> _WHAT YOU ARE ASKED TO DO_
Go through the records and copy each line where the word "index" occurs.

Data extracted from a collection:

▼▼▼

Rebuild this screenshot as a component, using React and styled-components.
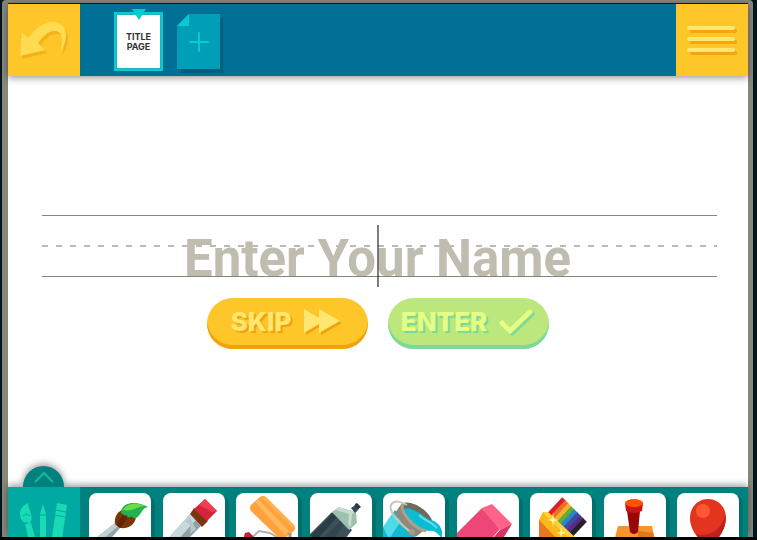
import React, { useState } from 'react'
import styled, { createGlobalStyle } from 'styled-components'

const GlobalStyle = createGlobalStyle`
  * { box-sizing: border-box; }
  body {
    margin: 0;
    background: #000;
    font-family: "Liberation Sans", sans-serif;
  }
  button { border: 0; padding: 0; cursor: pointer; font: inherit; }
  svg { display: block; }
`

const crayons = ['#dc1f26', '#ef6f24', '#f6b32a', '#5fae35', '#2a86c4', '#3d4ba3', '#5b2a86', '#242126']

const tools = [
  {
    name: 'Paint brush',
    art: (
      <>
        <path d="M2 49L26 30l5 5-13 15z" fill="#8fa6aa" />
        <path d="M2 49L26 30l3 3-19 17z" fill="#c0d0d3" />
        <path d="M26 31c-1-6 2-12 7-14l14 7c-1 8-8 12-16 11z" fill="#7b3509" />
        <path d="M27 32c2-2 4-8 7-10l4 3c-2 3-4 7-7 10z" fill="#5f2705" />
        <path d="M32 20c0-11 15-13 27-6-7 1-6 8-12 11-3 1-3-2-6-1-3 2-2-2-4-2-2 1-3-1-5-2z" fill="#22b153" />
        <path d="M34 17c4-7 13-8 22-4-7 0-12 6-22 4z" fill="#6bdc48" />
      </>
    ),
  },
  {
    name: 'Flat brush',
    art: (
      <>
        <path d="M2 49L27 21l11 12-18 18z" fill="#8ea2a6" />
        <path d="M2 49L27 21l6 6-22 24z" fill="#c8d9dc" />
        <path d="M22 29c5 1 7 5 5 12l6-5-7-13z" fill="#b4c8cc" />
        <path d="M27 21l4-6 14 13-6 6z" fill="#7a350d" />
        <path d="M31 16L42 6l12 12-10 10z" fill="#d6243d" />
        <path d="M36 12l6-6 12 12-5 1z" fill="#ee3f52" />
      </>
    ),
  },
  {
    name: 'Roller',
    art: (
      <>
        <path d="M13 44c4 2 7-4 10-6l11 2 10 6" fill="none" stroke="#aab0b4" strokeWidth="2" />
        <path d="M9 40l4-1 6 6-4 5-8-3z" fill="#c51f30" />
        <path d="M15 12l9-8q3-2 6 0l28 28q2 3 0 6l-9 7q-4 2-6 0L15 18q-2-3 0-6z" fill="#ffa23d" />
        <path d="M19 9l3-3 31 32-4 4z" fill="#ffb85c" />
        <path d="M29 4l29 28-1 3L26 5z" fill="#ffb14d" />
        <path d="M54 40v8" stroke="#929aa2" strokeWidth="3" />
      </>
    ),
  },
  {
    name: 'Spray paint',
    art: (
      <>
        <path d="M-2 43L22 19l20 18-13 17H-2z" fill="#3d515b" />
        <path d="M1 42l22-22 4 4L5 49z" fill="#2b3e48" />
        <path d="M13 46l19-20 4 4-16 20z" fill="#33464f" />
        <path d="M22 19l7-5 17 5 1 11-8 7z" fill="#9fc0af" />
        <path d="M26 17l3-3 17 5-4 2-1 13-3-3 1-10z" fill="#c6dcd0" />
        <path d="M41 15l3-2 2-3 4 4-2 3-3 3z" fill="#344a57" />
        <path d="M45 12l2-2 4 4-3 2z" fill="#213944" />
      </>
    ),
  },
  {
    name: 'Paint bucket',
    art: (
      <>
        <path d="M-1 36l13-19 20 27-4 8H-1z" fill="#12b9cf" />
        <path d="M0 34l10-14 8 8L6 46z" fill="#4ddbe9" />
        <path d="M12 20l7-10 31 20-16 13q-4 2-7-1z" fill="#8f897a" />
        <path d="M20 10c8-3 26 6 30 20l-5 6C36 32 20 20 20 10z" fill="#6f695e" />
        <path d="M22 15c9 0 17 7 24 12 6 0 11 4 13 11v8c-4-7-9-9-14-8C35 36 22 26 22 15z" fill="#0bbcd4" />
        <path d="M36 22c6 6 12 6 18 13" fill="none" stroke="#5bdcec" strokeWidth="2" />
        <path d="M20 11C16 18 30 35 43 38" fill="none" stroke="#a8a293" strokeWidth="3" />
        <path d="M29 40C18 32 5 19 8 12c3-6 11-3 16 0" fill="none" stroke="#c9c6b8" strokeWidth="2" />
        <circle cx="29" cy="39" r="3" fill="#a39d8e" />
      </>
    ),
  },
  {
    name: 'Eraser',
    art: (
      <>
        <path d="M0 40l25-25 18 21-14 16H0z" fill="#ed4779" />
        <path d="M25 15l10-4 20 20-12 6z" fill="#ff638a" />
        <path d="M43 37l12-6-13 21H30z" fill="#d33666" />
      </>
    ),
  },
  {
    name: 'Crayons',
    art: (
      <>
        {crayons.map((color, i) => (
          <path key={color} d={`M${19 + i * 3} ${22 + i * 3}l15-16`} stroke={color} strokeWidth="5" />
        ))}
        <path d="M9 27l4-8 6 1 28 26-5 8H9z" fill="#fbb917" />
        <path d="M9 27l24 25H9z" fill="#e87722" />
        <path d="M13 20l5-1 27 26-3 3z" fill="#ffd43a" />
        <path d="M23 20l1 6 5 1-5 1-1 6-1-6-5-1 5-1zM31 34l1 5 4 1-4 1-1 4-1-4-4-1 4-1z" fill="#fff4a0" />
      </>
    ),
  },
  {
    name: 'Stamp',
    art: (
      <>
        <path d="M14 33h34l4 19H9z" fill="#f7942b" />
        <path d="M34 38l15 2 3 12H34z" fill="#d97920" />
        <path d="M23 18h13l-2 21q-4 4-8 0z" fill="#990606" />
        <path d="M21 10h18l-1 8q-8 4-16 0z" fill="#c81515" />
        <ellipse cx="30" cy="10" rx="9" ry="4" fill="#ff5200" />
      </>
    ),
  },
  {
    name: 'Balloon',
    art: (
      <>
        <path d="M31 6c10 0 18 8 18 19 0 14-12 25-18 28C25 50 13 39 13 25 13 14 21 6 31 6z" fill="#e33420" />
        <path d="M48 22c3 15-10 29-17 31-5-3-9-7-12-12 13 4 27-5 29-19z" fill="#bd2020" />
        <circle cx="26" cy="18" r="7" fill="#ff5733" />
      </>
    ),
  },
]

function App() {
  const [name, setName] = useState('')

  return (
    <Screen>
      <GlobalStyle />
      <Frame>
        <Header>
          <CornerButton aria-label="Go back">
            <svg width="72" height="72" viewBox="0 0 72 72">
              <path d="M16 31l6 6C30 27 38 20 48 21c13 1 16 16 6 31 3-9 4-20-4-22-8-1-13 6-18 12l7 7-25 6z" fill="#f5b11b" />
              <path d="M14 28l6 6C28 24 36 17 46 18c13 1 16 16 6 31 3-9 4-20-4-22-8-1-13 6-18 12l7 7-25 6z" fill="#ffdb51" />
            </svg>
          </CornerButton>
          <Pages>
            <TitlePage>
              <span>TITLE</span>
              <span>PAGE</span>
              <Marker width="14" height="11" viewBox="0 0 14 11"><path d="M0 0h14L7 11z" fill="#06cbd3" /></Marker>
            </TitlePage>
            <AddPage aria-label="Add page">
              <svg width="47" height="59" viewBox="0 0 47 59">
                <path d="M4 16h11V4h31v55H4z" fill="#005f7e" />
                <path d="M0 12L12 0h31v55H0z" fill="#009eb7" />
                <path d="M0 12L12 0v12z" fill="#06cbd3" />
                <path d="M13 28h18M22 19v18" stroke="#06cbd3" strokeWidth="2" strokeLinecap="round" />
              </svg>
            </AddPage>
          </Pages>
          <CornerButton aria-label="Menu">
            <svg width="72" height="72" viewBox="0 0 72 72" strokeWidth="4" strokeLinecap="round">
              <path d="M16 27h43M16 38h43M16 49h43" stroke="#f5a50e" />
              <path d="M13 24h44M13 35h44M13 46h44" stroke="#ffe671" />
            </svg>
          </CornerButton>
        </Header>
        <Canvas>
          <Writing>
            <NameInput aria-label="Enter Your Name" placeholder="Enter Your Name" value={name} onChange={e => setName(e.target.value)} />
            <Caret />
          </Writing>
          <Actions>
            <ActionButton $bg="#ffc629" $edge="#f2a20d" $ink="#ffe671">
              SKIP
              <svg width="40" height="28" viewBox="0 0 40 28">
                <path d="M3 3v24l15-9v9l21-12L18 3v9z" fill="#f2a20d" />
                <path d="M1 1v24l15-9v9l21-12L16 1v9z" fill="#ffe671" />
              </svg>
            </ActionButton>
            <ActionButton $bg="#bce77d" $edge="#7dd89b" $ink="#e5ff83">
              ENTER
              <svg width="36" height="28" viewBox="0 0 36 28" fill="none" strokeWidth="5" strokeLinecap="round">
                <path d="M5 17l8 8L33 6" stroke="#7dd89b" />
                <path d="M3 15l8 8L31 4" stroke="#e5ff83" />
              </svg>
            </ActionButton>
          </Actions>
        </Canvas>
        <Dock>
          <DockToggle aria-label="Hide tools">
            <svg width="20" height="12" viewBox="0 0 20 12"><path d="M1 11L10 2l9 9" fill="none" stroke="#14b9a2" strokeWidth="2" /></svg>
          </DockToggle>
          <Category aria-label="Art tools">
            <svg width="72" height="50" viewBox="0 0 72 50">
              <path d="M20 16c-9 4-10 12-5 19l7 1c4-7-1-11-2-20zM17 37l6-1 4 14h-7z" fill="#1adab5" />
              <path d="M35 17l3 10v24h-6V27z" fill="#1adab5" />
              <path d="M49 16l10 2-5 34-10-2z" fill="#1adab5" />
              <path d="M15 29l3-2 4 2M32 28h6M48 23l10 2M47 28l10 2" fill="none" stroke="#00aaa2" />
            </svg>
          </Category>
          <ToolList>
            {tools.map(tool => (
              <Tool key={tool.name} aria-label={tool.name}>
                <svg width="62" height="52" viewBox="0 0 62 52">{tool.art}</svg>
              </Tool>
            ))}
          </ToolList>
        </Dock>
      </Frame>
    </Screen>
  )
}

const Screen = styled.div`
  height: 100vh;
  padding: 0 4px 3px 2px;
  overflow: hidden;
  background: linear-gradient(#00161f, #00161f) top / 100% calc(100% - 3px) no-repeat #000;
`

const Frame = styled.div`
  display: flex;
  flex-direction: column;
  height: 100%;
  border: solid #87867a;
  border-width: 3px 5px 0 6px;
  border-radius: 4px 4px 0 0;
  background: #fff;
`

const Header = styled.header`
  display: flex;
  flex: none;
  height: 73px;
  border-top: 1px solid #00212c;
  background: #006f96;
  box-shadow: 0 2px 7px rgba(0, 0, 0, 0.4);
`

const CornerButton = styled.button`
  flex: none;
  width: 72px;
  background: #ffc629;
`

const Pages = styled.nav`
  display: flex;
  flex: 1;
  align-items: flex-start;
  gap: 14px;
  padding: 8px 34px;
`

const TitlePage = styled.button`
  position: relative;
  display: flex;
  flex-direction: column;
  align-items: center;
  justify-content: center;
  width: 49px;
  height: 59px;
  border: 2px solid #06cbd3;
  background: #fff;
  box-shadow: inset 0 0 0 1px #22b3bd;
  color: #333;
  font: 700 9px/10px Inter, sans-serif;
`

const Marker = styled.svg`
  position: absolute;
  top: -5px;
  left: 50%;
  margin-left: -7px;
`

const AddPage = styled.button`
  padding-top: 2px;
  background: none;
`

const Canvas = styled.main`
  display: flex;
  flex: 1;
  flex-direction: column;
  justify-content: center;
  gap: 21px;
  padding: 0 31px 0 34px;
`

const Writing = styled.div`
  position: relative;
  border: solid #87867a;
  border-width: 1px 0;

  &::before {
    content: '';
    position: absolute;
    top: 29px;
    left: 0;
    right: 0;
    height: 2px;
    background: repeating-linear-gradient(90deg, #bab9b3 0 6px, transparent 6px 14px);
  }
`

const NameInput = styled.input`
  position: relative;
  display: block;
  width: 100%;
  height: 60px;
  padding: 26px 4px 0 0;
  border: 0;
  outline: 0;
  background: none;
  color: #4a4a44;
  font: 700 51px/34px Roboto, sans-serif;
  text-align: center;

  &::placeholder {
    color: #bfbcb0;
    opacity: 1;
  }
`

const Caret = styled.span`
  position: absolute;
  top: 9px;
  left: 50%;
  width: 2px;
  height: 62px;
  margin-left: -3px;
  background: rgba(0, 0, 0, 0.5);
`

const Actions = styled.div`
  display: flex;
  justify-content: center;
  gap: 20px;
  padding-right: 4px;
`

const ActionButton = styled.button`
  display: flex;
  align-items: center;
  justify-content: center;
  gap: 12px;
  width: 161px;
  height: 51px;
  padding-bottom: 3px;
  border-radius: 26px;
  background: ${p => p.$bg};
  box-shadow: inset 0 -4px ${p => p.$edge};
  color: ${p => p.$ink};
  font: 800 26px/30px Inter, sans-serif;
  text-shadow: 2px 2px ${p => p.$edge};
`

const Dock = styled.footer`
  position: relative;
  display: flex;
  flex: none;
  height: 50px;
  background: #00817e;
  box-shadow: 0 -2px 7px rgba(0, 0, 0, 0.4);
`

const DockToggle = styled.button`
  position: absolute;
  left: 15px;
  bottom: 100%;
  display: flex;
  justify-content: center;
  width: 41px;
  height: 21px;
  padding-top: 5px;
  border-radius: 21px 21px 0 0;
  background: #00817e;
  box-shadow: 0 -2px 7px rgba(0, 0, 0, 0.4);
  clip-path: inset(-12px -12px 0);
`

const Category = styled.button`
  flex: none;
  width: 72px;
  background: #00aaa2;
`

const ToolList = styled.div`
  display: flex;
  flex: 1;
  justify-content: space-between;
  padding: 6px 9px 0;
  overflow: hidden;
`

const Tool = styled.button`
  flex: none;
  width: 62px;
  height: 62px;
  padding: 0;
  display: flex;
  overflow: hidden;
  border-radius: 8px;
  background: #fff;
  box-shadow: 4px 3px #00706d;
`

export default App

▲▲▲
▼▼▼

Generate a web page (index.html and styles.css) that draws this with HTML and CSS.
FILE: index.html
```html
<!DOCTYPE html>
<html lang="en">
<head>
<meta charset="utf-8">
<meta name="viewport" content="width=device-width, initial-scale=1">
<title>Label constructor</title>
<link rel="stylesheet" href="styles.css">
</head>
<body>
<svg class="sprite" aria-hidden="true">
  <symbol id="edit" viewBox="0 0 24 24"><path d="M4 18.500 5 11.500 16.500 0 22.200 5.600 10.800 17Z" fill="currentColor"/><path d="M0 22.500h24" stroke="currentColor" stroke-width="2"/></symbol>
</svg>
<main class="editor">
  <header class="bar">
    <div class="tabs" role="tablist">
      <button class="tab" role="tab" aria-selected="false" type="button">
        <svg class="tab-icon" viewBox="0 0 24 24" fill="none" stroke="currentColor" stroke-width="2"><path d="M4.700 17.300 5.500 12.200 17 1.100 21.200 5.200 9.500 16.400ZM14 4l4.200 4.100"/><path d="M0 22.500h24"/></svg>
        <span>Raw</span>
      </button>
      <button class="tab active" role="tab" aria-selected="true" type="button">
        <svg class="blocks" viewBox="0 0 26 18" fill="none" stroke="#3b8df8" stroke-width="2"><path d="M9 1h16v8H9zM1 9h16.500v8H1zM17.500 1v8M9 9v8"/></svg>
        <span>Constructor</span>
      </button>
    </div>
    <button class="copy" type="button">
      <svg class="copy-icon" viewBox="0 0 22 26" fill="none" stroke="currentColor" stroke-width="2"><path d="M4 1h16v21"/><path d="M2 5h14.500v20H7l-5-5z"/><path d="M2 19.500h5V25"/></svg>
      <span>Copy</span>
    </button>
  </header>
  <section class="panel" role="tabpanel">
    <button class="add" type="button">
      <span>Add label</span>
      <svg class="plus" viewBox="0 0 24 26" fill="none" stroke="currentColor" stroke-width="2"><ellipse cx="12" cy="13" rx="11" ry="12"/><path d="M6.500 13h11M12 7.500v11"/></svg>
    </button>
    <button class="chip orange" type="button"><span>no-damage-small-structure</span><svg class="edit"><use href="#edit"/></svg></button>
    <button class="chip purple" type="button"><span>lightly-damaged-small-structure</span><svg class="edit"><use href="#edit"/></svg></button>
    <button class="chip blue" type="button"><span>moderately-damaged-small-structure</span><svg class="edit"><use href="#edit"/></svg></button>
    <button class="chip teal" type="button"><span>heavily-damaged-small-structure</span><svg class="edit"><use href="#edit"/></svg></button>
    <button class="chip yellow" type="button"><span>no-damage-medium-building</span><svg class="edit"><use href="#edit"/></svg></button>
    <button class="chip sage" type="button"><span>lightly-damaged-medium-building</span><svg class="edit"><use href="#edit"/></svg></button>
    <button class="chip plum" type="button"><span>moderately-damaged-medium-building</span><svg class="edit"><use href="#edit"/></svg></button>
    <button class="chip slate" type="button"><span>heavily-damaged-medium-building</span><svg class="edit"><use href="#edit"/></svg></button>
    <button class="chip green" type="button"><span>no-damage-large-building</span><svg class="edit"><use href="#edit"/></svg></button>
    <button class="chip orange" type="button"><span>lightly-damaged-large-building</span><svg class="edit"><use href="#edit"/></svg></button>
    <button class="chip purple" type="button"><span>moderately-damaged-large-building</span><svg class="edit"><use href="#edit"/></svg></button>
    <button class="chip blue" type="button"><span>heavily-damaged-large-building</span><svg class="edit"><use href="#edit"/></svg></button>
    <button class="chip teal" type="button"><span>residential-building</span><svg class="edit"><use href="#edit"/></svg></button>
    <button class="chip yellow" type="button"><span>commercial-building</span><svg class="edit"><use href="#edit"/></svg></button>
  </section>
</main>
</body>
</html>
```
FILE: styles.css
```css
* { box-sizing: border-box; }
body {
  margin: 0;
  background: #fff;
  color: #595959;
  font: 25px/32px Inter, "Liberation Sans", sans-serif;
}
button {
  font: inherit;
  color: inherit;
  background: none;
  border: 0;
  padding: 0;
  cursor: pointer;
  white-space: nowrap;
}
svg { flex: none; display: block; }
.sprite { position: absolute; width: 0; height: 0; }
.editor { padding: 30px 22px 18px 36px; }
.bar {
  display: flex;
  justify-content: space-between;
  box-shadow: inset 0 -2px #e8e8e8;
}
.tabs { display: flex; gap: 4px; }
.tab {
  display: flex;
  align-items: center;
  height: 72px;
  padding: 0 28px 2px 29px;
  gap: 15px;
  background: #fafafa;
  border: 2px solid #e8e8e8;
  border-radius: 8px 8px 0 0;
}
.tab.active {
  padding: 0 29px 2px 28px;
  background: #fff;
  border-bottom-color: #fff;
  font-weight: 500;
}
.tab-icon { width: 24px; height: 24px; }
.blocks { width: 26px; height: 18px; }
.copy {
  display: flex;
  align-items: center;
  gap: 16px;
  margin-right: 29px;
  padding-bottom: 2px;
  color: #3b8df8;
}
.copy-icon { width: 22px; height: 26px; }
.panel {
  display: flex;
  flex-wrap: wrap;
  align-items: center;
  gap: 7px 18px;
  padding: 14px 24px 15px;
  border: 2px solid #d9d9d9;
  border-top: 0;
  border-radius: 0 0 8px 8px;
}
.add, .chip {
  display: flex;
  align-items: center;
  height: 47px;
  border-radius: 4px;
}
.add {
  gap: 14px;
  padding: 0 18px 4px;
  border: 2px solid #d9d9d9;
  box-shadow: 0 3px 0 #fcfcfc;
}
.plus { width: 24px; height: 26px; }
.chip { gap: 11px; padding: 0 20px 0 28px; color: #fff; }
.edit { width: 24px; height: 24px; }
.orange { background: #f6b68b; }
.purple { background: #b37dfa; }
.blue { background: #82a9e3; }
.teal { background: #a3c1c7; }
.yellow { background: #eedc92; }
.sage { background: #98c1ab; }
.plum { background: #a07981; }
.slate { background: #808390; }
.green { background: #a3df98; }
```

▲▲▲

> _EXERCISE ANSWER_
Generate a web page (index.html and styles.css) that draws this with HTML and CSS.
FILE: index.html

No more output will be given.